Tuesday, April 24, 2007

Playing Catch-up


Since Monday's Sun puzzle didn't come out til Tuesday afternoon, by which time I should be working on the Wednesday puzzle -- (ever since I started crossword blogging I no longer know what day it is) -- I'm not going to be able to spend as much time on this puzzle as it deserves.
R&B Singles is a very clever puzzle, wherein constructor Pancho Harrison manages to imbed no fewer than seven great rhythm and blues bands in their singular form.

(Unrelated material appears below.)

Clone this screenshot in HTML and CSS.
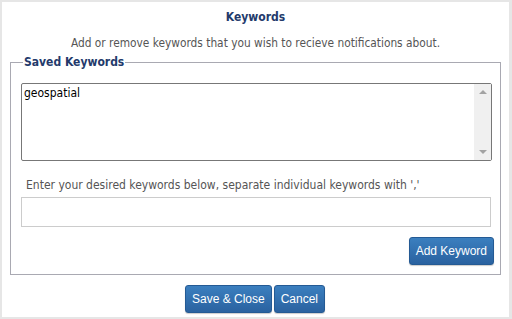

IMPRESSION (17A: Dental mold)
TEMPTATION (59A: "I can resist everything except ____": Oscar Wilde) MIRACLE (4D: _________ on 34th Street)
SUPREME (10D: Utmost)

COASTER (43D: Item under a glass to protect a table.)
PLATTER (45D; Serving Tray)

and my favorite just because you'd think there was no way to singularize Four Tops:
(39A: Table that seats two couples, in restaurant jargon) which of course is a FOURTOP.

Great as this puzzle is, I can't help but wonder -- Couldn't they have squeezed in Dickens hero (PIP)?

And now on to Tuesday's puzzle Books That Aren't Spaced Out by Kelsey Blakely. After looking at one across PLATA I thought maybe this was going to be a continuation of Monday's puzzle and we'd be looking for classic R&B groups pronounced with a Boston accent, so that next would be COASTA but this puzzle proved more literary than lyrical. The theme involves three famous books that can change meaning just by eliminating the space between the first word (an A in each case) and the second, so that Kathleen Woodiwiss's "A Rose in Winter" becomes ". . .stopped hibernating early" (Arose in Winter). Cool, huh?

We also get "Abridge Too Far" which is "excessively condense", and Shel Silverstein's classic "A Light in the Attic" only now of course it's about how to "dismount beneath a roof." (Alight in the Attic) . "A Light in the Attic" by the way is number 51 on the American Library Association's list of the 100 Most Frequently Challenged Books of 1990-2000. Part of what makes humorless prigs uncomfortable about this book is the following poem, which anybody who remembers what it felt like to be a kid will probably get a kick out of:

Little Abigail and the Beautiful Pony

There was a girl named Abigail
Who was taking a drive
Through the country
With her parents
When she spied a beautiful sad-eyed
Grey and white pony.
And next to it was a sign
That said,
FOR SALE--CHEAP
"Oh," said Abigail,
"May I have th
at pony?
May I please?"

And her parents said,
"No you may not."
And Abigail said,
"But I MUST have that pony."
And her parents said,
"Well, you can't have that pony,
But you can have a nice butter pecan
Ice cream cone when we get home."
And Abigail said,
"I don't want a butter pecan
Ice cream cone,
I WANT THAT PONY--
I MUST HAV
E THAT PONY."
And her parents said,
"Be quiet and stop nagging--
You're not going to get that pony."
And Abigail began to cry and said,
"If I don't get that pony, I'll die."
And her parents said, "You won't die.
No child has ever died yet from not getting a pony."
And Abigail felt so bad

That when they got home she went to bed,
And she couldn't eat,
And she couldn't sleep,
And her heart was broken,
And she DID die--

All because of a pony
That her parents wouldn't buy.

(This is a good story
To read to your folks
When they won't buy
You something you want.)

Censorship of any kind makes my blood boil. I have n
o problem with a parent who doesn't want their child to read a particular book (and every school in America offers alternate choices), but when they then want to tell me what my child can and cannot read that's when we have a problem. For a while I made it a point to buy my children a copy of every book that was challenged in their school district. Alas, it soon became too expensive to continue.

And before I go try to get back on track with the Wednesday puzzle, I will point out that our old friend AVA reappears in this one (62D: Gardner of "One Touch of Venus") and I had a tough time with 50D: Chagrin because I thought and still think that abash fits the clue better than "abase," and with 44D: Half brother of Tom Sawyer because I misremembered him as Sam instead of SID.





3 comments:

Linda G said...

Well, I never got Monday's puzzle, but it was good to get back on track today.

Yes, nice to see Ava back, especially clued in relation to her acting and not her exes.

Orange said...

Man, I gotta start getting my son into Shel Silverstein. We have Where the Sidewalk Ends, and now he's got the reading and comprehension skills to appreciate the wit fully. I love the kid-lit that's subversive, like Silverstein, Robert Munsch, and Roald Dahl, the stuff that gets prigs' knickers in a twist.

Norrin2 said...

Orange, I'm not familiar with Robert Munsch, but I'm going to check him out. Thanks for the tip.